6. MHP hiçbir zaman yalnızca seçim odaklı, klasik bir parti olmadı. Kendini devletin kurucu bileşeni, asli taşıyıcısı olarak gören bu yapı, Türkiye burjuva devletinin kuruluş sürecinde sermayenin Türkleştirilmesi, devrimcilerin tasfiyesi ve özellikle de Kürt halkına karşı yürütülen imha ve inkâr savaşlarında aktif rol oynayan paramiliter ve yarı-parlamenter unsurların siyasal alandaki örgütlü gücü olarak şekillendi. Devletin bütün gözeneklerinde etkili olan bu kontrgerilla aygıtı, JİTEM’den Özel Harp Dairesi’ne, Ülkü Ocakları’ndan faili meçhullere kadar uzanan bir şiddet zincirinin merkezindeydi. Bu bağlamda kritik soru şudur: MHP’yi ve/veya kontrgerillanın bir kanadını, Saray’ın kimi ayak diremelerine rağmen yeni sürece ikna eden ne oldu? Yanıt, Ortadoğu’daki güç dağılımında yaşanan dramatik değişimdir. İsrail tarihinin en saldırgan, en yayılmacı evresine girmiş; Gazze’de yürütülen soykırım, Hizbullah ve Hamas’ın belinin kırılması, Şii Direniş Ekseni’nin çözülmesi, Suriye’de HTŞ lideri Colani’nin kontrolü ele geçirmesi ve İran’ın askeri altyapısına yönelik ABD-İsrail bombardımanları Ortadoğu coğrafyasında ABD İsrail merkezli emperyalist tahakkümü genişletmiştir. Bu güç dağılımında Türkiye kendi güç kefesine Kürt Hareketi’nin gücünü eklemek istiyor. Kürt Hareketi’nin ayrı bir devlet kurma stratejisi yerine demokratik ulus paradigmasını koyması buna kapıyı açmıştı. O yüzden Bahçeli de Öcalan da tarihi Türk -Kürt İttifakı’ndan bahsediyor. Şimdi yeni süreçle birlikte Kürt Hareketi’nin askeri anlamda elde ettiği geri döndürülemez başarılar (Rojava gibi) tehdit değil İsrail’e karşı bir panzehir olarak tasarlanıyor. Kısacası kontrgerillanın bugün Türk-Kürt İttifakı diyen kanadı İsrail’e karşı Kürtlerle yeni bir sürece girmeyi tercih etmiştir.
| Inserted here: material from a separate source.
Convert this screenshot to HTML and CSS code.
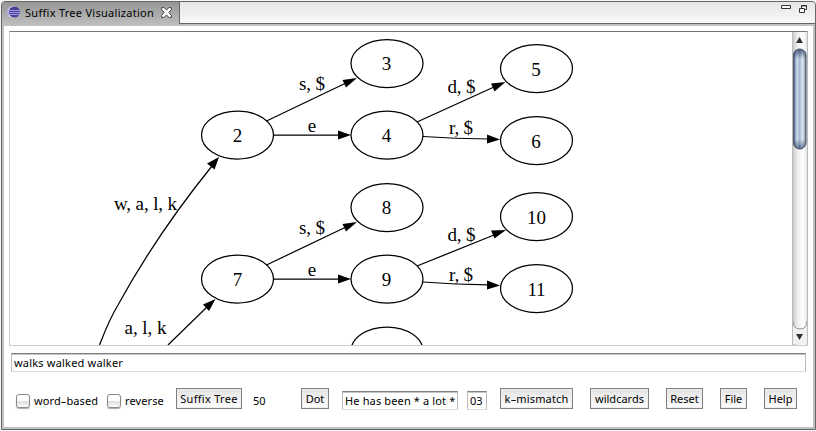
FILE: index.html
```html
<!DOCTYPE html>
<html lang="en">
<head>
<meta charset="utf-8">
<title>Suffix Tree Visualization</title>
<link rel="stylesheet" href="styles.css">
</head>
<body>
<main class="window">
  <header class="titlebar">
    <div class="tab">
      <svg class="logo" width="14" height="14" viewBox="0 0 14 14">
        <circle cx="6.200" cy="7" r="6" fill="#d9c8ea"/>
        <circle cx="7.400" cy="7" r="5.600" fill="#4c3f91"/>
        <path d="M0 5.500h13M0 7.500h13.500M1 9.500h12" stroke="#9c9ce8" stroke-width="1"/>
      </svg>
      <span class="t-title">Suffix Tree Visualization</span>
      <svg class="close" width="11" height="11" viewBox="0 0 11 11">
        <path d="M.6.6h2.6l2.3 2.5L7.8.6h2.6v2L7.800 5.500l2.600 2.900v2H7.800L5.500 7.900l-2.300 2.500H.6v-2l2.600-2.900L.6 2.600z" fill="#fff" stroke="#444"/>
      </svg>
    </div>
    <div class="strip">
      <svg width="10" height="5" viewBox="0 0 10 5"><path d="M.5.5h9v3h-9z" fill="#fff" stroke="#333"/></svg>
      <svg width="8" height="8" viewBox="0 0 8 8"><path d="M2.500.5h5v4h-5z" fill="#fff" stroke="#333"/><path d="M2 1h6" stroke="#333"/><path d="M.5 3.500h5v4h-5z" fill="#fff" stroke="#333"/></svg>
    </div>
  </header>
  <section class="body">
    <div class="canvas">
      <svg class="graph" width="782" height="313" viewBox="10 32 782 313">
        <g class="edges">
          <path d="M99.500 345C105 331 109 320 118 305C141 263 170 218 212 166"/>
          <path d="M168 345L207 307"/>
          <path d="M266.500 121L346 83"/><path d="M274 135H340"/>
          <path d="M417 122L494 87"/><path d="M423 136.500Q455 138.500 489 139"/>
          <path d="M266.500 265L346 227"/><path d="M274 279H340"/>
          <path d="M417 266L494 235"/><path d="M423 282Q455 284.500 489 284.800"/>
        </g>
        <g class="heads">
          <path d="M219 157L214.500 169.500L207 163.500z"/>
          <path d="M215.500 299L209 311L203 304.500z"/>
          <path d="M357 78L346 87.500L342.500 80z"/><path d="M351 135L338 139.500V130.500z"/>
          <path d="M505.500 82L494.500 91.500L491 83.500z"/><path d="M500 139.500L487 143.500V134.500z"/>
          <path d="M357 222L346 231.500L342.500 224z"/><path d="M351 279L338 283.500V274.500z"/>
          <path d="M506 230L494.500 238.500L491 230.500z"/><path d="M500 285.500L487 289.500V280.500z"/>
        </g>
        <g class="nodes">
          <ellipse cx="387" cy="63.500" rx="36" ry="24"/><ellipse cx="536.500" cy="68.500" rx="36" ry="24"/>
          <ellipse cx="237.500" cy="135" rx="36" ry="24"/><ellipse cx="387" cy="135" rx="36" ry="24"/>
          <ellipse cx="536.500" cy="140.500" rx="36" ry="24"/><ellipse cx="387" cy="207.500" rx="36" ry="24"/>
          <ellipse cx="536.500" cy="216.500" rx="36" ry="24"/><ellipse cx="237.500" cy="279" rx="36" ry="24"/>
          <ellipse cx="387" cy="279" rx="36" ry="24"/><ellipse cx="536.500" cy="288.500" rx="36" ry="24"/>
          <ellipse cx="387" cy="351" rx="36" ry="24"/>
        </g>
        <g class="labels">
          <text x="386.500" y="70">3</text><text x="536" y="76">5</text><text x="237.500" y="142">2</text>
          <text x="386.500" y="142">4</text><text x="536" y="148">6</text><text x="386.500" y="214">8</text>
          <text x="536.500" y="224">10</text><text x="237.500" y="286">7</text><text x="386.500" y="286">9</text>
          <text x="536.500" y="296" textLength="18">11</text>
          <text x="312" y="90" textLength="26">s, $</text><text x="312" y="132">e</text>
          <text x="461.500" y="93" textLength="28">d, $</text><text x="461" y="134" textLength="24">r, $</text>
          <text x="312" y="234" textLength="26">s, $</text><text x="312" y="276">e</text>
          <text x="461.500" y="241" textLength="28">d, $</text><text x="461" y="281" textLength="24">r, $</text>
          <text x="145.500" y="210" textLength="63">w, a, l, k</text><text x="145.500" y="334" textLength="42">a, l, k</text>
        </g>
      </svg>
      <svg class="scroll" width="16" height="313" viewBox="0 0 16 313">
        <defs>
          <linearGradient id="track"><stop offset="0" stop-color="#c4c4c4"/><stop offset=".35" stop-color="#eee"/><stop offset=".7" stop-color="#fff"/><stop offset="1" stop-color="#ddd"/></linearGradient>
          <linearGradient id="thumb"><stop offset="0" stop-color="#2c4166"/><stop offset=".13" stop-color="#8a9fbd"/><stop offset=".3" stop-color="#d0deec"/><stop offset=".48" stop-color="#a3b7cd"/><stop offset=".72" stop-color="#dde7f0"/><stop offset=".9" stop-color="#a3b1c0"/><stop offset="1" stop-color="#55616f"/></linearGradient>
          <linearGradient id="shade" x2="0" y2="1"><stop offset="0" stop-color="#102347" stop-opacity=".7"/><stop offset=".1" stop-color="#27436b" stop-opacity="0"/><stop offset=".9" stop-color="#27436b" stop-opacity="0"/><stop offset="1" stop-color="#102347" stop-opacity=".6"/></linearGradient>
        </defs>
        <path d="M0 0h16v313H0z" fill="url(#track)"/>
        <path d="M1 289Q1 297 8 297T15 289V312H1z" fill="#f1f1f1"/>
        <path d="M1 289Q1 297 8 297T15 289" fill="none" stroke="#999"/>
        <rect x="1.500" y="17" width="12.500" height="100" rx="6.200" fill="url(#thumb)"/>
        <rect x="1.500" y="17" width="12.500" height="100" rx="6.200" fill="url(#shade)" stroke="#4b586d"/>
        <path d="M7.500 5L11 11H4zM7.500 308L11 302H4z" fill="#333"/>
        <path d="M.5 0V313M15.500 0V313" stroke="#bbb"/>
      </svg>
    </div>
    <div class="field source"><span class="t-source">walks walked walker</span></div>
    <div class="controls">
      <i class="check"></i><span class="label t-word">word–based</span>
      <i class="check second"></i><span class="label t-reverse">reverse</span>
      <span class="btn b-suffix">Suffix Tree</span>
      <span class="label count">50</span>
      <span class="btn b-dot">Dot</span>
      <div class="field phrase"><span>He has been * a lot *</span></div>
      <div class="field number"><span>03</span></div>
      <span class="btn b-mismatch">k–mismatch</span>
      <span class="btn b-wild">wildcards</span>
      <span class="btn b-reset">Reset</span>
      <span class="btn b-file">File</span>
      <span class="btn b-help">Help</span>
    </div>
  </section>
</main>
</body>
</html>
```
FILE: styles.css
```css
* { box-sizing: border-box; }
body { margin: 0; background: #f4f4f4; color: #000; font: 11px/14px "Noto Sans", sans-serif; white-space: nowrap; overflow: hidden; }
.window { width: 815px; height: 429px; margin: 1px 0 0 1px; border: 1px solid #666; border-radius: 4px 4px 0 0; background: #c2c2c2; display: flex; flex-direction: column; overflow: hidden; }
.titlebar { display: flex; height: 24px; flex: none; }
.tab { width: 177px; display: flex; background: linear-gradient(#959595, #c0c0c0); }
.logo { margin: 3px 0 0 5px; }
.t-title { margin: 4px 0 0 4px; width: 130px; letter-spacing: .28px; }
.close { margin: 5px 0 0 6px; flex: none; }
.strip { flex: 1; height: 22px; border-left: 1px solid #666; border-bottom: 1px solid #666; background: linear-gradient(#e6e6e6, #f8f8f8); display: flex; justify-content: flex-end; gap: 8px; padding: 3px 8px 0 0; }
.body { flex: 1; margin: 0 2px 2px 2px; padding: 5px 5px 0; background: #fff; display: flex; flex-direction: column; }
.canvas { display: flex; flex: none; width: 799px; height: 315px; border: 1px solid #ccc; border-top-color: #777; }
.graph, .scroll { display: block; flex: none; }
.edges, .nodes { fill: none; stroke: #000; stroke-width: 1.25px; }
.labels { font: 19px "Liberation Serif", serif; text-anchor: middle; }
.field { border: 1px solid #bbb; border-top-color: #808080; border-bottom-color: #ddd; box-shadow: inset 0 1px 0 #c4c4c4; background: #fff; height: 19px; flex: none; padding: 1px 0 0 2px; line-height: 15px; }
.source { margin: 7px 0 0 2px; width: 795px; }
.t-source { letter-spacing: .2px; }
.controls { display: flex; align-items: flex-start; margin: 16px 0 0 7px; }
.check { width: 14px; height: 14px; margin-top: 6px; border: 1px solid #888; border-radius: 3px; background: linear-gradient(#fff 45%, #ddd 55%, #fff); box-shadow: 0 1px 1px #aaa; flex: none; }
.second { margin-left: 9px; }
.label { margin: 6px 0 0 4px; flex: none; }
.t-word { width: 64px; letter-spacing: .1px; }
.t-reverse { width: 39px; letter-spacing: .1px; }
.btn { height: 21px; margin-left: 17px; border: 1px solid #808080; box-shadow: inset 0 0 0 1px #eee; background: linear-gradient(#e2e2e2, #fff); line-height: 20px; text-align: center; flex: none; }
.b-suffix { width: 66px; margin-left: 12px; letter-spacing: .3px; }
.count { width: 14px; margin-left: 11px; }
.b-dot { width: 28px; margin-left: 34px; }
.phrase { width: 116px; margin: 3px 0 0 13px; letter-spacing: .14px; }
.number { width: 20px; margin: 3px 0 0 9px; }
.b-mismatch { width: 73px; margin-left: 13px; letter-spacing: .15px; }
.b-wild { width: 59px; }
.b-reset { width: 37px; }
.b-file { width: 27px; }
.b-help { width: 33px; }
```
Başka bir kanadın ise aynı süreci İran’a karşı bir mevzi olarak örgütlemeye çalışması mümkündür. Karşılıklı zorunluluklar üzerinden açılan çözüm penceresinin kontrgerilla ayağında vaziyet budur. Sürecin geçici bir devlet refleksi mi olacağı yoksa halkların eşitliğine dayalı enternasyonalist bir toplumsal mutabakat önerisine mi sıçrayacağını ise mücadele ve zaman gösterecek.